Design and implementation best practices
– Start with standards: Implement FIDO2/WebAuthn and platform-native passkey flows where possible. Standards ensure compatibility and future-proofing.
– Offer fallback options: Not every user or device will support passkeys immediately. Provide secure fallback paths (e.g., verified magic links or device-bound OTP) that still minimize risk.
– Prioritize account recovery: Design a secure, user-friendly recovery flow to handle lost devices. Options include multi-device passkey backups, email-based recovery with strong verification, or trusted contacts.
– Educate users: Clear UI copy and onboarding tips reduce confusion. Explain why the change is more secure and how to set up new methods.
– Protect registration and enrollment: Secure initial credential creation with device attestation, anti-fraud checks, and rate limiting to prevent account takeover during setup.
– Log and monitor: Track authentication events, detect abnormal patterns, and alert on suspicious activity while respecting privacy.

Rollout strategy
– Pilot with high-value segments: Start with users likely to benefit—power users, enterprise customers, or mobile-first cohorts—collecting feedback and metrics.
– Gradual opt-in: Encourage adoption via progressive prompts and incentives rather than forcing a sudden switch.

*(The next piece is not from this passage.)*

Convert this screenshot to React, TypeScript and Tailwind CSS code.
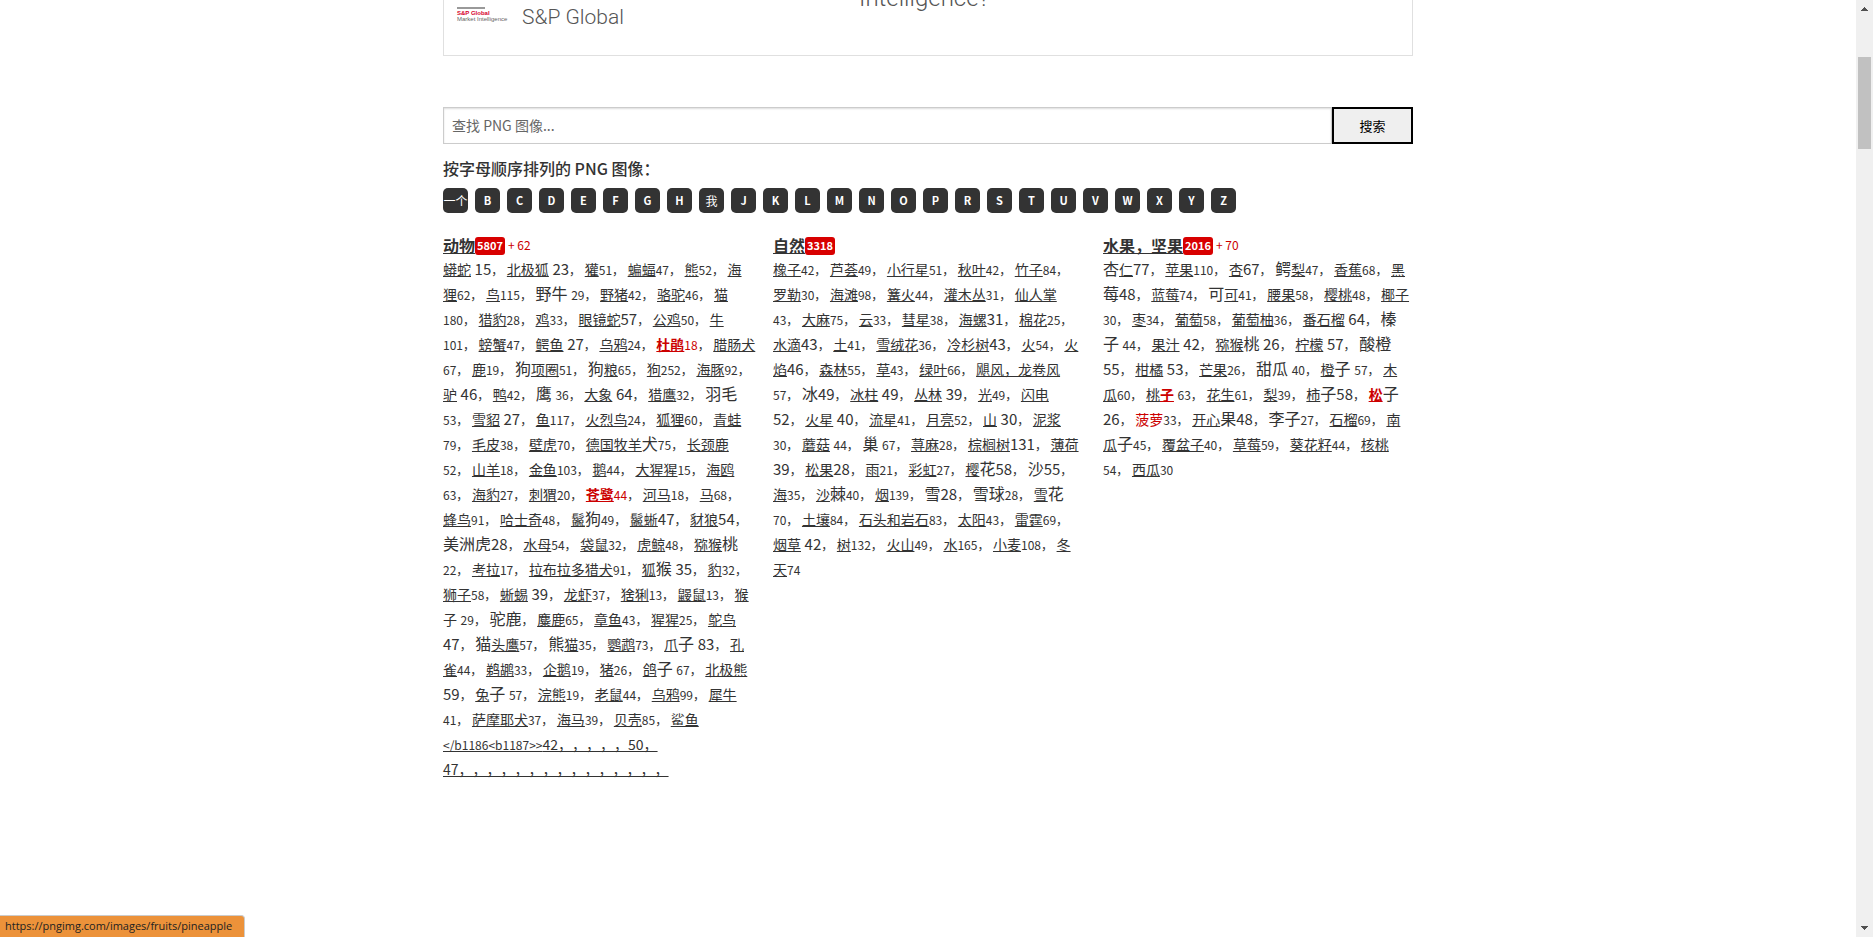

Measure conversion and support tickets to refine the experience.
– Cross-platform testing: Validate flows across browsers, OS versions, and devices to ensure consistent behavior and troubleshoot edge cases.

Operational considerations
– Backup and portability: Ensure users can recover passkeys and move accounts between devices, using secure cloud backups or multi-device registration.
– Compliance and privacy: Keep cryptographic keys and biometric data on-device; avoid storing biometric templates centrally to reduce privacy risk.
– Cost and vendor choices: Evaluate managed identity platforms versus building in-house. Managed providers accelerate deployment but review vendor security practices and SLAs.

Passwordless authentication creates a more secure and frictionless path for users while simplifying long-term identity management.

By adopting standardized approaches, planning recovery and fallback flows, and educating users, organizations can move away from brittle passwords toward resilient, user-friendly authentication.